Spirits run low in Delhi's 'Little Kabul' on Afghanistan's Independence Day

Spirits run low in Delhi’s ‘Little Kabul’ on Afghanistan’s Independence Day

Spirits run low in Delhi’s ‘Little Kabul’ on Afghanistan’s Independence Day


For Afghans living in India, August 19 is a milestone day with the community getting together to mark their country's Independence Day in a foreign land

For Afghans living in India, August 19 is a milestone day with the community getting together to mark their country's Independence Day in a foreign land. On Thursday, however, days after the Taliban regained control of Afghanistan, the mood at Delhi's 'Little Kabul' was anything but celebratory. This 'Independence Day' was not about the spirit of freedom but fear that their war-ravaged homeland was back under Taliban control, Afghans at Lajpat Nagar, Bhogal and Hazrat Nizamuddin said as they anxiously followed events on social media, television channels and other media outlets.
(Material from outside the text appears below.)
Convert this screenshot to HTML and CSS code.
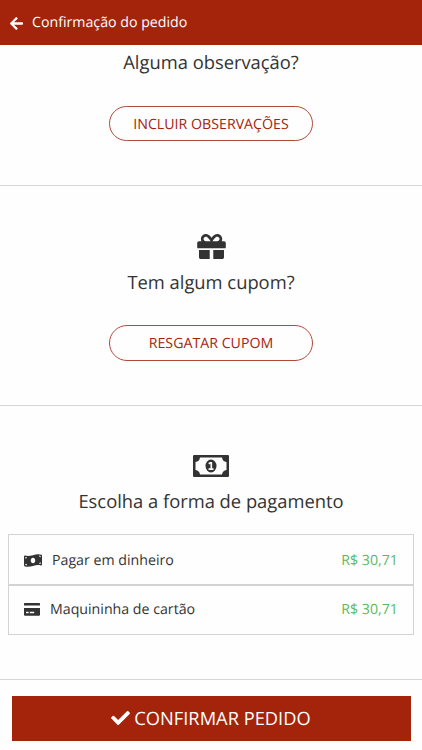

From restaurants to departmental stores, the spirit of freedom, otherwise peaking on the anniversary day, was running low. Sharifa Ashuri, 23, who had moved to Delhi from Kabul in 2015, after the death of her father, said what is happening in Afghanistan is "weighing heavy on our minds". At a restaurant in Lajpat Nagar, where she works to make a living, she scrolls through social media feed to read about the situation in her country. Her colleagues, also Afghans, huddle around her to watch videos, purportedly showing the Taliban roaming on the streets.

"My father worked in the military, but he was later killed. My mother and I along with other family members then moved from our village in Parwan province to Kabul and then to India as we didn't feel safe there. We feel safe in India," Ashuri told PTI. At most of the restaurants in the area, the mood among the Afghan nationals was sombre on what would have been the 102nd anniversary of their Independence Day.
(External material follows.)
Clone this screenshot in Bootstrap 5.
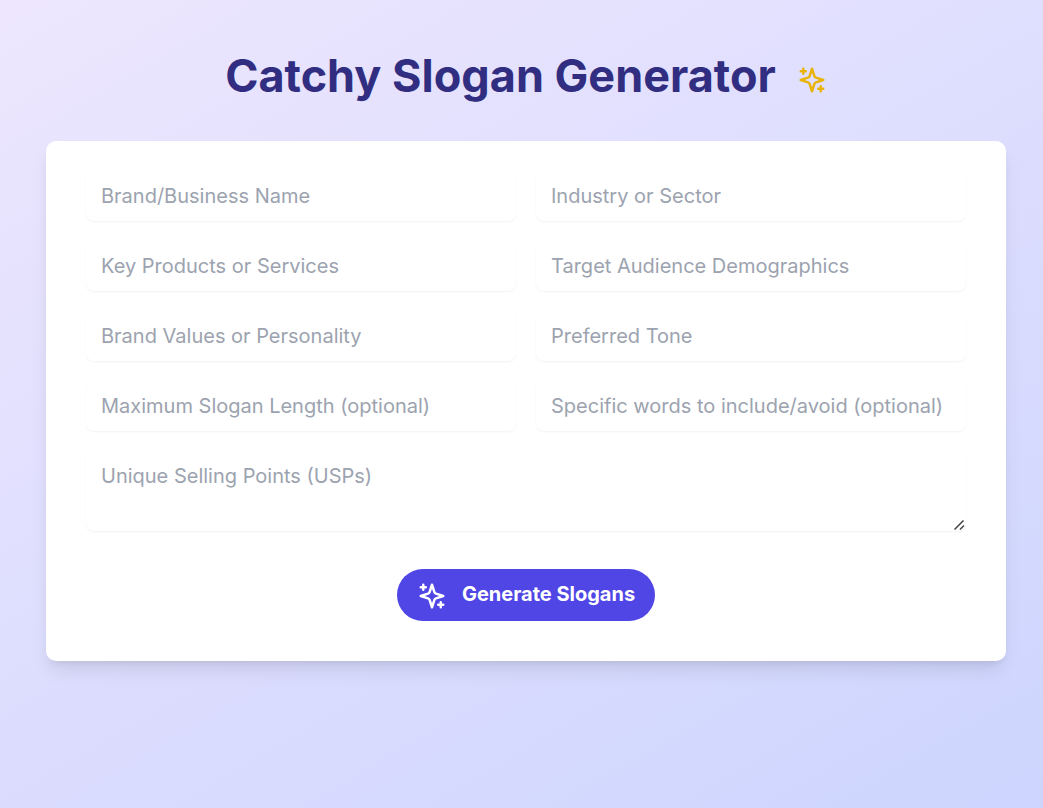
<!DOCTYPE html>
<html lang="en">
<head>
<meta charset="utf-8">
<meta name="viewport" content="width=device-width, initial-scale=1">
<title>Catchy Slogan Generator</title>
<link href="https://cdn.jsdelivr.net/npm/bootstrap@5.3.0/dist/css/bootstrap.min.css" rel="stylesheet">
<style>
  body { font-family: Inter, sans-serif; background: linear-gradient(150deg, #ede6fe, #cdd5fe); padding: 40px 37px 40px 46px; }
  .page-title { font-size: 45px; line-height: 50px; font-weight: 700; color: #312e81; margin: 11px 0 40px; gap: 21px; }
  .title-icon { color: #eab308; margin-top: 8px; }
  .slogan-card { border: 0; border-radius: 10px; padding: 30px 40px 40px; background: #fff; box-shadow: 0 12px 19px -4px rgba(0,0,0,.1), 0 5px 8px -5px rgba(0,0,0,.1); }
  .field-grid { --bs-gutter-x: 20px; --bs-gutter-y: 20px; }
  .slogan-card .form-control { font-size: 20px; line-height: 30px; padding: 10px 15px; border: 0; border-radius: 8px; box-shadow: 0 1px 2px rgba(0,0,0,.05); }
  .slogan-card .form-control::placeholder { color: #9ca3af; }
  .slogan-card textarea { height: 80px; }
  .slogan-card textarea::-webkit-resizer { background: url("data:image/svg+xml,%3Csvg xmlns='http://www.w3.org/2000/svg' width='15' height='15' fill='none' stroke='%23444' stroke-width='1.5'%3E%3Cpath d='M3.5 13.5l9-9M9 13.5l4-4'/%3E%3C/svg%3E") no-repeat right bottom; }
  .btn-generate { --bs-btn-color: #fff; --bs-btn-bg: #4f46e5; --bs-btn-hover-color: #fff; --bs-btn-hover-bg: #4338ca; font-size: 20px; line-height: 30px; font-weight: 700; padding: 10px 20px 12px; border: 0; gap: 15px; margin-top: 38px; }
  .btn-generate svg { margin-top: 2px; margin-bottom: -2px; }
</style>
</head>
<body class="min-vh-100">
<svg class="d-none" aria-hidden="true">
  <symbol id="sparkles" viewBox="0 0 24 24" fill="none" stroke="currentColor" stroke-width="2" stroke-linecap="round" stroke-linejoin="round">
    <path d="m12 3-1.912 5.813a2 2 0 0 1-1.275 1.275L3 12l5.813 1.912a2 2 0 0 1 1.275 1.275L12 21l1.912-5.813a2 2 0 0 1 1.275-1.275L21 12l-5.813-1.912a2 2 0 0 1-1.275-1.275L12 3ZM5 3v4M19 17v4M3 5h4M17 19h4"/>
  </symbol>
</svg>
<main>
  <h1 class="page-title d-flex justify-content-center align-items-center">Catchy Slogan Generator
    <svg class="title-icon" width="30" height="30" aria-hidden="true"><use href="#sparkles"/></svg></h1>
  <form class="slogan-card">
    <div class="row field-grid">
      <div class="col-6"><input class="form-control" type="text" aria-label="Brand/Business Name" placeholder="Brand/Business Name"></div>
      <div class="col-6"><input class="form-control" type="text" aria-label="Industry or Sector" placeholder="Industry or Sector"></div>
      <div class="col-6"><input class="form-control" type="text" aria-label="Key Products or Services" placeholder="Key Products or Services"></div>
      <div class="col-6"><input class="form-control" type="text" aria-label="Target Audience Demographics" placeholder="Target Audience Demographics"></div>
      <div class="col-6"><input class="form-control" type="text" aria-label="Brand Values or Personality" placeholder="Brand Values or Personality"></div>
      <div class="col-6"><input class="form-control" type="text" aria-label="Preferred Tone" placeholder="Preferred Tone"></div>
      <div class="col-6"><input class="form-control" type="text" aria-label="Maximum Slogan Length (optional)" placeholder="Maximum Slogan Length (optional)"></div>
      <div class="col-6"><input class="form-control" type="text" aria-label="Specific words to include/avoid (optional)" placeholder="Specific words to include/avoid (optional)"></div>
      <div class="col-12"><textarea class="form-control" aria-label="Unique Selling Points (USPs)" placeholder="Unique Selling Points (USPs)"></textarea></div>
    </div>
    <div class="d-flex justify-content-center"><button type="button" class="btn btn-generate rounded-pill d-inline-flex align-items-center">
      <svg width="30" height="30" aria-hidden="true"><use href="#sparkles"/></svg>Generate Slogans</button></div>
  </form>
</main>
<script src="https://cdn.jsdelivr.net/npm/bootstrap@5.3.0/dist/js/bootstrap.bundle.min.js"></script>
</body>
</html>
Kabul Delhi Restaurant in Lajpat Nagar-II, otherwise brimming with guests and known for offering choicest Afghan delicacies, only had very few patrons in the afternoon who ate quietly in a corner. The 17-year-old restaurant, named after the capital cities of India and Afghanistan to signify the cultural connect of the two countries, is one of the preferred culinary destinations in Delhi to enjoy Afghan cuisine like Kabul Uzbeki, kofta chalao, qawrdagh (mutton fry), qorma kofta, and firni (desserts). A framed picture of Jami Masjid of Herat is hung on the wall, and a period drama plays on TV screen with low volume, but no special menu for August 19. Mohammad Shafique, another resident of Lajpat Nagar who had moved to Delhi from Kabul in 2016, detests Taliban. "They are hardliners and they won't let women have education or freedom. Right now, they are trying to appear moderate or reformed as they have to form a government. My Afghanistan as it was, is no more, my country has been destroyed," he rued.

"What to think of Independence Day celebrations when your brothers and sisters are living in fear in their own homeland," Shafique said. Afghanistan had achieved Independence in 1919, overthrowing the British colonial yoke, with Amanullah Khan being its first sovereign ruler, a revered figure among the Afghans. Ashuri, wearing a black T-shirt which reads 'Paris', and sporting a tattoo near her left wrist, said she shuddered to even think of the fate of women in Afghanistan.

"I feel comfortable wearing a pair of denim or a T-shirt in India, but in Afghanistan, I will be shot dead now, if the Taliban see me in this dress," she said, as she fixed a dupatta over her head. Ashuri and her co-workers, four Afghans, two Iranian chefs and an Indian chef, try to keep the mood light so that no one feels tense, even though the situation is having a psychological impact on their minds. "How can you avoid it, the news about the developments is everywhere, from Facebook to YouTube. My friends had messaged me the day Taliban had overrun Kabul," she said. Ijazul Haque Durrani, 23, her co-worker, looks calm but a storm is raging inside him.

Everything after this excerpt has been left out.